(294c) Sequence Specific Recognition of Cancer Drug-DNA Adducts by HMGB1a Repair Protein

Platinum-based anti-cancer drugs are designed to covalently bind to DNA to form adducts in order to inhibit continuous cell growth. Differential recognition of various drug-DNA adducts by repair proteins, like HMGB1a, has been linked to differential tumor resistance. We use molecular simulations to show the molecular reasons behind why HMGB1a differentially binds to adducts of cisplatin and oxaliplatin, two drugs widely used for treatment of cancer. We also explain why the binding affinity of HMGB1a for these two drug-DNA adducts is dependent on sequence context, i.e. the bases flanking the drug-DNA adduct. Our work has shown that the structure of drug-DNA bound to HMGB1a protein cannot explain differential recognition [1]. Instead the differences in conformational dynamics of the Cp-DNA and Ox-DNA in various sequence contexts before the protein binds and the free energy of deforming (e.g. bending and minor groove opening) the drug-DNA during protein binding explain the differential protein binding affinity for the two drugs in the various sequence contexts [1, 2].

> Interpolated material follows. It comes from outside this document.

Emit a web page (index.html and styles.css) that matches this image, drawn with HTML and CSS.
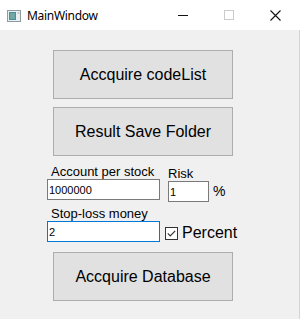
FILE: index.html
```
<!DOCTYPE html>
<html lang="en">
<head>
    <meta charset="UTF-8">
    <meta name="viewport" content="width=device-width, initial-scale=1.0">
    <title>MainWindow</title>
    <link rel="stylesheet" href="styles.css">
</head>
<body>
    <div class="window">
        <div class="titlebar">
            <svg class="app-icon" width="14" height="12" viewBox="0 0 14 12">
                <rect x="0.5" y="0.5" width="13" height="11" fill="#e9eef0" stroke="#8d9ca3"/>
                <rect x="2" y="2" width="7" height="8" fill="#4d8c8f"/>
                <rect x="3" y="3" width="5" height="6" fill="#6fa7a6"/>
                <rect x="10.5" y="2.5" width="2" height="1" fill="#9aa8ad"/>
            </svg>
            <span class="title">MainWindow</span>
            <div class="controls">
                <div class="ctl">
                    <svg width="10" height="10" viewBox="0 0 10 10"><rect x="0" y="5" width="10" height="1" fill="#111"/></svg>
                </div>
                <div class="ctl">
                    <svg width="10" height="10" viewBox="0 0 10 10"><rect x="0.5" y="0.5" width="9" height="9" fill="none" stroke="#cccccc"/></svg>
                </div>
                <div class="ctl">
                    <svg width="11" height="11" viewBox="0 0 11 11"><path d="M0.5 0.5 L10.5 10.5 M10.5 0.5 L0.5 10.5" stroke="#111" stroke-width="1.1"/></svg>
                </div>
            </div>
        </div>

        <div class="content">
            <button class="btn">Accquire codeList</button>
            <button class="btn second">Result Save Folder</button>

            <div class="row first-row">
                <div class="field">
                    <label class="lbl">Account per stock</label>
                    <input type="text" class="txt wide" value="1000000">
                </div>
                <div class="field risk">
                    <label class="lbl plain">Risk</label>
                    <div class="inline">
                        <input type="text" class="txt narrow" value="1">
                        <span class="pct">%</span>
                    </div>
                </div>
            </div>

            <div class="row second-row">
                <div class="field">
                    <label class="lbl">Stop-loss money</label>
                    <input type="text" class="txt wide focus" value="2">
                </div>
                <div class="check-wrap">
                    <span class="check">
                        <svg width="13" height="13" viewBox="0 0 13 13">
                            <rect x="0.5" y="0.5" width="12" height="12" fill="#fff" stroke="#333"/>
                            <path d="M2.8 6.4 L5.2 8.9 L10.2 3.8" fill="none" stroke="#333" stroke-width="1.2"/>
                        </svg>
                    </span>
                    <span class="check-text">Percent</span>
                </div>
            </div>

            <button class="btn third">Accquire Database</button>
        </div>
    </div>
</body>
</html>
```

FILE: styles.css
```
* { box-sizing: border-box; }
body { margin: 0; background: #fff; font-family: "Liberation Sans", Arial, sans-serif; }
.window { width: 300px; height: 319px; display: flex; flex-direction: column; }

.titlebar { height: 30px; background: #fff; display: flex; align-items: center; }
.app-icon { margin-left: 7px; margin-top: 2px; }
.title { margin-left: 6px; font-family: "Noto Sans", sans-serif; font-size: 12px; letter-spacing: -0.3px; color: #000; margin-top: 1px; }
.controls { margin-left: auto; display: flex; margin-right: 2px; }
.ctl { width: 46px; height: 30px; display: flex; align-items: center; justify-content: center; }

.content { flex: 1; background: #f0f0f0; border-right: 1px solid #d4d4d4; padding: 20px 0 0 47px; display: flex; flex-direction: column; align-items: flex-start; }

.btn { width: 180px; height: 49px; margin-left: 6px; background: #e1e1e1; border: 1px solid #adadad; font-family: "Liberation Sans", Arial, sans-serif; font-size: 16px; color: #000; padding: 0; }
.second { margin-top: 8px; }
.third { margin-top: 10px; }

.row { display: flex; align-items: flex-start; }
.first-row { margin-top: 9px; }
.second-row { margin-top: 5px; }
.field { display: flex; flex-direction: column; }
.lbl { font-size: 13px; line-height: 14px; padding-left: 4px; color: #000; }
.lbl.plain { padding-left: 0; }
.risk { margin-left: 8px; margin-top: 2px; }
.inline { display: flex; align-items: flex-start; }

.txt { height: 21px; border: 1px solid #7a7a7a; background: #fff; font-family: "Liberation Sans", Arial, sans-serif; font-size: 11px; padding: 0 1px; color: #000; outline: none; }
.wide { width: 113px; }
.narrow { width: 41px; }
.focus { border-color: #0078d7; }
.pct { font-size: 14px; line-height: 16px; margin-left: 4px; margin-top: 2px; }

.check-wrap { display: flex; align-items: flex-start; margin-left: 5px; margin-top: 18px; }
.check { display: block; width: 13px; height: 13px; margin-top: 2px; }
.check svg { display: block; }
.check-text { font-size: 16px; line-height: 16px; margin-left: 4px; }
```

[1] R. M. Elder and A. Jayaraman. "Role of structure and dynamics of DNA with cisplatin and oxaliplatin adducts in various sequence contexts on binding of HMGB1a." Mol. Sim. (in press), 2012.

[2] R. M. Elder and A. Jayaraman. "Sequence specific recognition of cancer drug-DNA adducts by HMGB1a repair protein." Biophys. J. (in press), 2012.